The following article by Ryan Koronowski was posted on the ThinkProgress website June 29, 2018:
There’s just one problem.
Larry Kudlow, the director of the National Economic Council, said that the deficit is “coming down rapidly” in a Friday morning appearance on Fox Business.
The problem for President Trump’s top economic adviser is that the deficit is actually rising.
“As the economy gears up, more people working, better jobs and careers, those revenues come rolling in and the deficit, which was one of the other criticisms, is coming down,” Kudlow told host Maria Bartiromo. “It’s coming down rapidly. Growth solves a lot of problems.”
However, the deficit is actually increasing, and is projected to do so well into the future. The Congressional Budget Office (CBO) projected as of April 2018 that the FY 2018 deficit is $804 billion. Fiscal Year 2017’s deficit was $666 billion, increasing from $586 billion in FY 2016. This leads to an even worse projection for the federal debt. The CBO concluded in a report earlier this week: “At 78 percent of gross domestic product (GDP), federal debt held by the public is now at its highest level since shortly after World War II.”

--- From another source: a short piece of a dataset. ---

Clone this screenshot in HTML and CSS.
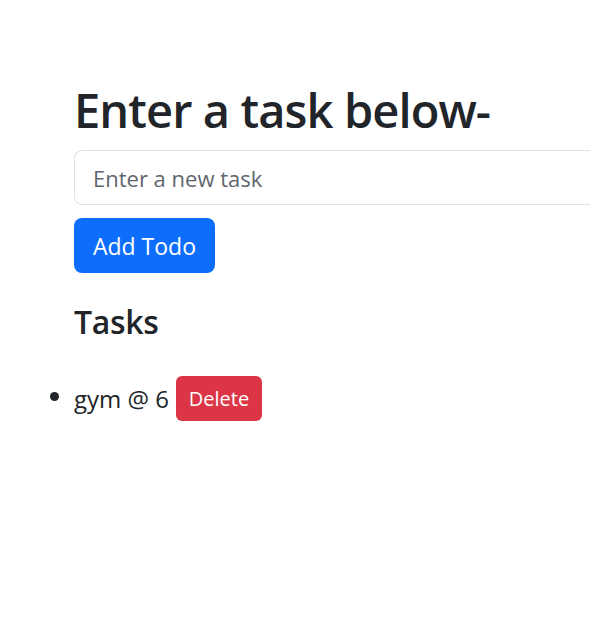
FILE: index.html
```html
<!DOCTYPE html>
<html lang="en">
<head>
<meta charset="utf-8">
<title>Todo</title>
<link rel="stylesheet" href="styles.css">
</head>
<body>
<div class="container">
  <h1 class="title">Enter a task below-</h1>
  <input class="task-input" type="text" placeholder="Enter a new task">
  <button class="btn btn-primary">Add Todo</button>
  <h2 class="subtitle">Tasks</h2>
  <ul class="task-list">
    <li class="task-item"><span class="task-text">gym @ 6</span><button class="btn btn-danger">Delete</button></li>
  </ul>
</div>
</body>
</html>
```
FILE: styles.css
```css
html, body {
  margin: 0;
  padding: 0;
  overflow: hidden;
  background: #fff;
}
body {
  font-family: "Open Sans", "Noto Sans", sans-serif;
  color: #212529;
}
.container {
  padding: 82px 0 0 74px;
  display: flex;
  flex-direction: column;
  align-items: flex-start;
}
.title {
  margin: 0 0 12px 0;
  font-size: 47px;
  font-weight: 600;
  line-height: 1.2;
  letter-spacing: -0.9px;
}
.task-input {
  box-sizing: border-box;
  width: calc(100vw - 74px);
  height: 55px;
  border: 1px solid #dee2e6;
  border-right: none;
  border-radius: 8px 0 0 8px;
  padding: 0 18px;
  font-family: inherit;
  font-size: 22px;
  color: #212529;
  outline: none;
}
.task-input::placeholder {
  color: #5f666d;
}
.btn {
  border: none;
  color: #fff;
  font-family: inherit;
  cursor: pointer;
}
.btn-primary {
  margin-top: 13px;
  width: 141px;
  height: 55px;
  background: #0d6efd;
  border-radius: 8px;
  font-size: 23px;
  padding: 0;
}
.subtitle {
  margin: 30px 0 0 0;
  font-size: 32px;
  font-weight: 600;
  line-height: 1.2;
  letter-spacing: -0.3px;
}
.task-list {
  margin: 34px 0 0 0;
  padding-left: 0;
  list-style: disc;
}
.task-item {
  font-size: 24px;
  display: list-item;
}
.task-text {
  vertical-align: middle;
}
.btn-danger {
  margin-left: 7px;
  width: 86px;
  height: 45px;
  background: #dc3545;
  border-radius: 6px;
  font-size: 20px;
  padding: 0;
  vertical-align: middle;
}
```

One of the primary drivers behind the terrible deficit and debt projections is the Republican tax cut bill — the six-month anniversary of it being signed into law was the occasion for Kudlow’s interview on Fox Business — and the only glimmer of hope in the CBO’s analysis is the expiration of the tax cuts in 2026. But the White House and Republicans in Congress insist they won’t let the tax cuts expire. Instead, they’ve promised to extend them.
Kudlow also dismissed critics who apparently said “we could never get to 3 percent growth,” something that Donald Trump Jr. also argued in a tweet which also claimed “I don’t think Obama ever broke 2 percent.”
In 2014, as the Obama administration was pulling the country out of the Great Recession, growth hit as high as 5.2 percent in a quarter.
That Kudlow does not present the best economic arguments is not shocking. He recommended buying stocks in September 2008, denied the existence of the housing bubble in 2005, lauded the “Bush Boom” on the eve of the Great Recession, and argued that unemployment benefits make people not want to work (which is not true).
He also said the war in Iraq would be a huge boon to the American economy, even though the trillions it added to the deficit (not to mention the tens of thousands of lives it cost) helped to put future administrations, including the one he helps to lead, in a situation where boosting the deficit with tax cuts is even more perilous thanks to trillions more in debt.